Das Wunder besteht nicht darin, daß in der Natur Unnatürliches, Widernatürliches geschieht, sondern daß die Übernatur sich in der Natur als Übernatur offenbart. Gott greift nicht in den gesetzmäßigen Ablauf des Natürlichen ein: ihre Wirklichkeit ist ein vernunftgemäßes Abbild Seiner Überwirklichkeit. Aber Er mag in seiner Unbegreiflichkeit, die sonst mittelbar sich verwirklicht, einmal unmittelbar wirklich werden. Nicht von Angesicht zu Angesicht, sondern in einem Erlebnis, das der Vernunft das natürlich Unmögliche als das übernatürlich Mögliche erweist. Wir nennen solche Tatsachen unsres Bewußtseins mystisch.
Auch im Denken soll man lieben können und darf lieben müssen. Denken ist nicht Von-sich-Absehen, Denken ist im Gegenteil Aus-sich-heraus-Schauen, das heißt Ganz-in-sich-Sein. Man kann das Problem der Welt nur mit einem unerhörten In-sich-geballt-Sein – Bild der versammelten Feder – auf »Augenblicke« erfassen. Das behaglich-entbundene Schweben und Grasen des »Erscheinungen« bedenkenden Geistes ist, weil ohne Kraftzentrum, ohne eigentliche Kapazität. Nur vom Symbol aus, das eine gestraffte Intuition in sich selbst spürt, kann das Dynamische der Welt erkannt werden.
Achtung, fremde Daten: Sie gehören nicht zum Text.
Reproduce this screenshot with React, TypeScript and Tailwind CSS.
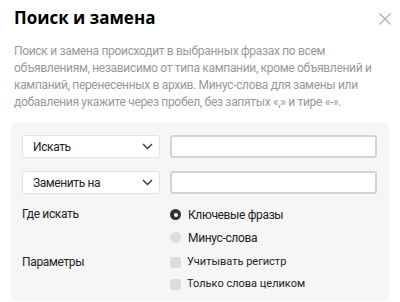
import { useState } from 'react';

function Chevron() {
  return (
    <svg width="11" height="7" viewBox="0 0 11 7" fill="none">
      <path d="M1 1l4.5 4.5L10 1" stroke="#333" strokeWidth="1.3" />
    </svg>
  );
}

function SelectBox({ label }: { label: string }) {
  return (
    <div className="flex h-[23px] w-[138px] items-center justify-between rounded-[3px] border border-[#e2e2e2] bg-white pl-[10px] pr-[6px] text-[12px] tracking-[-0.4px] text-[#222]">
      <span>{label}</span>
      <Chevron />
    </div>
  );
}

function TextBox() {
  return <div className="ml-[10px] h-[23px] w-[207px] rounded-[3px] border-2 border-[#d3d3d3] bg-white" />;
}

export default function App() {
  const [where, setWhere] = useState('keys');

  return (
    <div
      className="relative h-[302px] w-[400px] overflow-hidden bg-white"
      style={{ fontFamily: 'Roboto, "Noto Sans", sans-serif' }}
    >
      <button className="absolute right-[9px] top-[13px]" aria-label="Закрыть">
        <svg width="12" height="12" viewBox="0 0 12 12" className="block">
          <path d="M0.5 0.5l11 11M11.5 0.5l-11 11" stroke="#aaa" strokeWidth="1.1" />
        </svg>
      </button>

      <h1
        className="px-[14px] pt-[6px] text-[17px] font-bold leading-[24px] text-black"
        style={{ fontFamily: '"Open Sans", sans-serif' }}
      >
        Поиск и замена
      </h1>
      <p className="mt-[13px] whitespace-nowrap px-[14px] text-[12px] leading-[17px] tracking-[-0.32px] text-[#999]">
        Поиск и замена происходит в выбранных фразах по всем
        <br />
        объявлениям, независимо от типа кампании, кроме объявлений и
        <br />
        кампаний, перенесенных в архив. Минус-слова для замены или
        <br />
        добавления укажите через пробел, без запятых «,» и тире «-».
      </p>

      <div className="mx-[10px] mt-[11px] rounded-[8px] bg-[#f6f6f6] px-[12px] pb-[6px] pt-[13px]">
        <div className="flex items-center">
          <SelectBox label="Искать" />
          <TextBox />
        </div>
        <div className="mt-[13px] flex items-center">
          <SelectBox label="Заменить на" />
          <TextBox />
        </div>

        <div className="mt-[9px] flex text-[12px] tracking-[-0.35px] text-[#222]">
          <div className="w-[148px] pt-[2px]">Где искать</div>
          <div className="flex flex-col">
            {[
              { id: 'keys', label: 'Ключевые фразы' },
              { id: 'minus', label: 'Минус-слова' },
            ].map((o) => (
              <label key={o.id} className="flex h-[23px] cursor-pointer items-center" onClick={() => setWhere(o.id)}>
                {where === o.id ? (
                  <span className="flex h-[11px] w-[11px] items-center justify-center rounded-full bg-[#333]">
                    <span className="h-[4px] w-[4px] rounded-full bg-white" />
                  </span>
                ) : (
                  <span className="h-[11px] w-[11px] rounded-full bg-[#ddd]" />
                )}
                <span className="ml-[7px]">{o.label}</span>
              </label>
            ))}
          </div>
        </div>

        <div className="mt-[2px] flex text-[11px] text-[#222]">
          <div className="w-[148px] pt-[2px] text-[12px] tracking-[-0.35px]">Параметры</div>
          <div className="flex flex-col">
            {['Учитывать регистр', 'Только слова целиком'].map((t) => (
              <label key={t} className="flex h-[22px] items-center">
                <span className="h-[11px] w-[11px] rounded-[2px] bg-[#ddd]" />
                <span className="ml-[6px]">{t}</span>
              </label>
            ))}
          </div>
        </div>
      </div>
    </div>
  );
}
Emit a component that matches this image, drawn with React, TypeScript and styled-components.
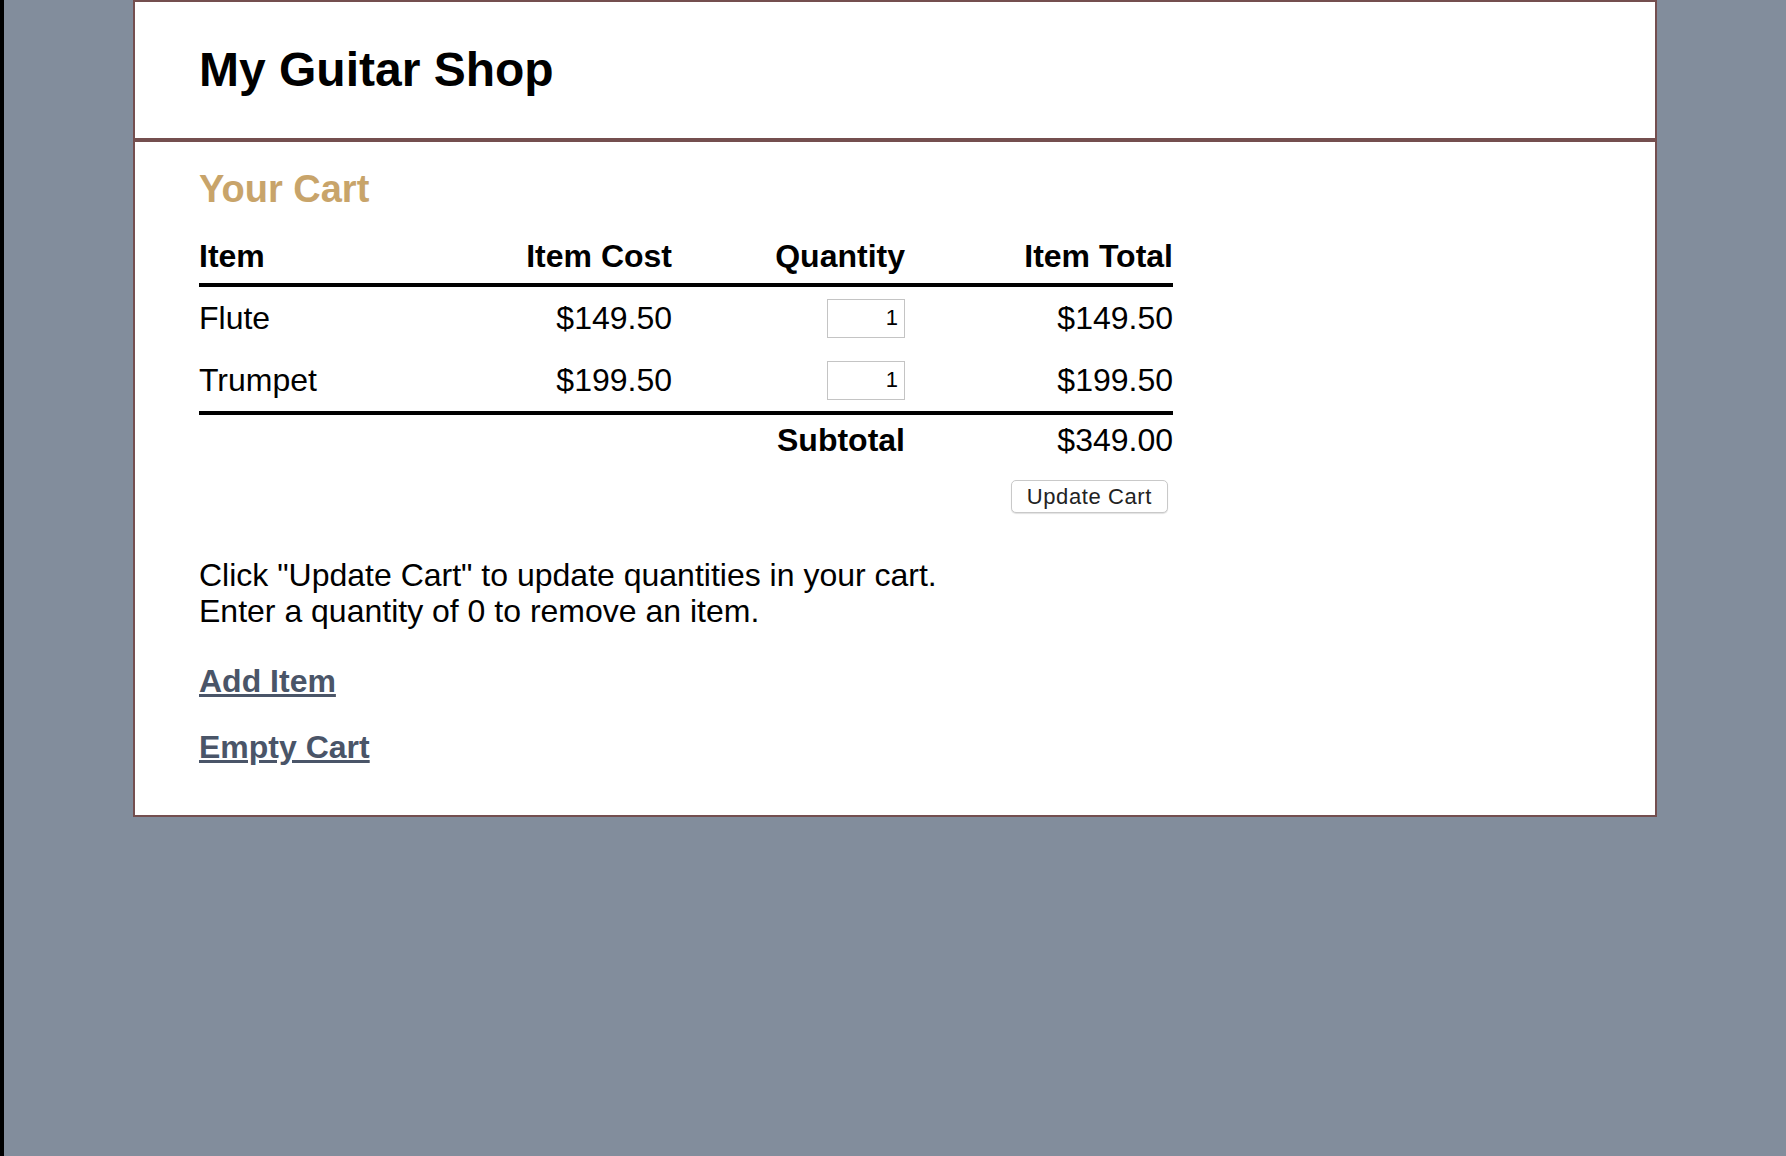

So wird das, was Stendhal an einem Voltaire, dem typischen grasenden Bedenker der Peripherienwahrheiten, kindisch nennt, einem als abschreckendes Gegenteil der tiefern Besinnung deutlich. Die Religion in ihrer kraftspeichernden Technik des Symbolischen ist viel weiser, als noch so kühn entspannte, also impotente Denkenergien es ahnen.
Man mag sich jeweils noch so sehr über die Welt »hinwegsetzen«, solange man darinnen steht, hängt man von ihr ab. Zumindest, indem man dem Bedürfnis nachgibt, ihr »die Meinung zu sagen«. Auch Verachtung ist nicht die richtige Art der Weltverneinung. Verachtung ist eine einseitige Gesinnung.
Um frei von ihr zu sein, muß man sie aufgeben. Daß man es könne, das heißt: sie nie mehr entbehren werde, muß man vorher wissen. Reue darf einen niemals anwandeln. Es darf nicht ein Opfer sein, das man einer »Überzeugung« gebracht hat. Von Erkenntnissen kann man nicht zurückkommen, nur in ihnen höher hinauf oder tiefer hinab; von Überzeugungen kann man geheilt werden.
Überwindung (mit dem Maß am Überwundenen) ist leicht. Das Schwerste ist die innere Umkehr ohne äußeren Schein, Demütigung zum höheren Ich.
Nur wer nicht mehr empfindet, was er »aufgegeben« hat, ist frei. Aber weiß er, daß er aufgegeben hat? Es ist doch Hingabe an etwas anderes nötig, damit man am Gegensatze sich empfinde. Nicht in dem Gegensatze, den man selbst, als Befreiter, zum Früheren hat, darf das neue Verhältnis bestehen.
Es gibt keine Homöopathie der Entsagung.